The right shoes and a structured workout could transform your next jog round the park.
If you’ve ever tried jogging in trainers that are a) too small, or b) from the lifestyle section of the sports shop, you’ll know why a good pair of running shoes is essential. Not only will they prevent your big toenails from falling off, they’ll also save your knees from untold damage and improve your technique, as David Newman, senior buyer at Runners Need, explains.
“A good pair of running shoes should provide cushioning and support for your running style and ideally they should be moulded to your foot shape, tailored to your body weight and designed for the surface you run on,” he says.
“For the best advice, visit a specialist, who can offer you a gait analysis assessment — they’ll watch how you run and determine the level of support you need. Getting the right shoe can make a massive difference to your training. It will work with your natural biomechanics, boosting efficiency and reducing the risk of injury.” His pick: the Adidas Adizero Adios 2. (£85, adidas.co.uk)

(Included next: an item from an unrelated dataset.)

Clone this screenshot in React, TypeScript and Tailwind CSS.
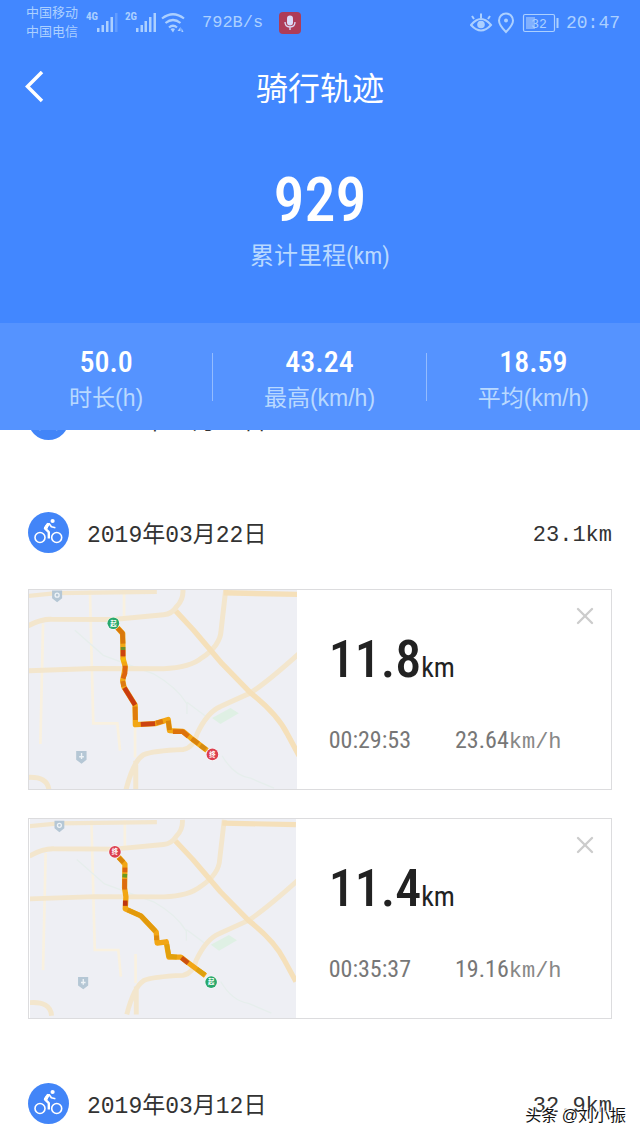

The Weekend Workout by Personal Trainer Harry Jameson
Right now, many of you will be looking to drop a couple of extra pounds in preparation for your summer holiday. The most common form of exercise taken by people when they want to lose weight is jogging, but there’s more to it than just throwing on some trainers and trotting around the block. Here’s how to increase the fat-burning potential of your time pounding the pavement.
The aim of this session is to complete a 20 to 45 minute run that includes five to 10 high intensity sprints. Research proves this will help the body burn more fat and continue to burn calories after you finish. Always warm up properly, though. Five to eight minutes of light cardiovascular exercise and three to five minutes of stretching should do.
As part of a normal 5km run, jog 800m at a moderate pace then sprint the next 200m as fast as you can. You can measure this on the treadmill display or, if you are outside, use the distance between three lampposts as a marker. After this sprint return to your steady jogging pace, or walk for a short distance until you feel you can jog again. Repeat for the duration of the run.
Hill sprints are considerably harder, so if you are on a treadmill, increase the incline to between five and 10 per cent during your sprint. Or, if you are running outside, find a hill of around 200m, sprint up it and slowly jog or walk back down. Repeat 10 times as part of a longer, 45-minute run.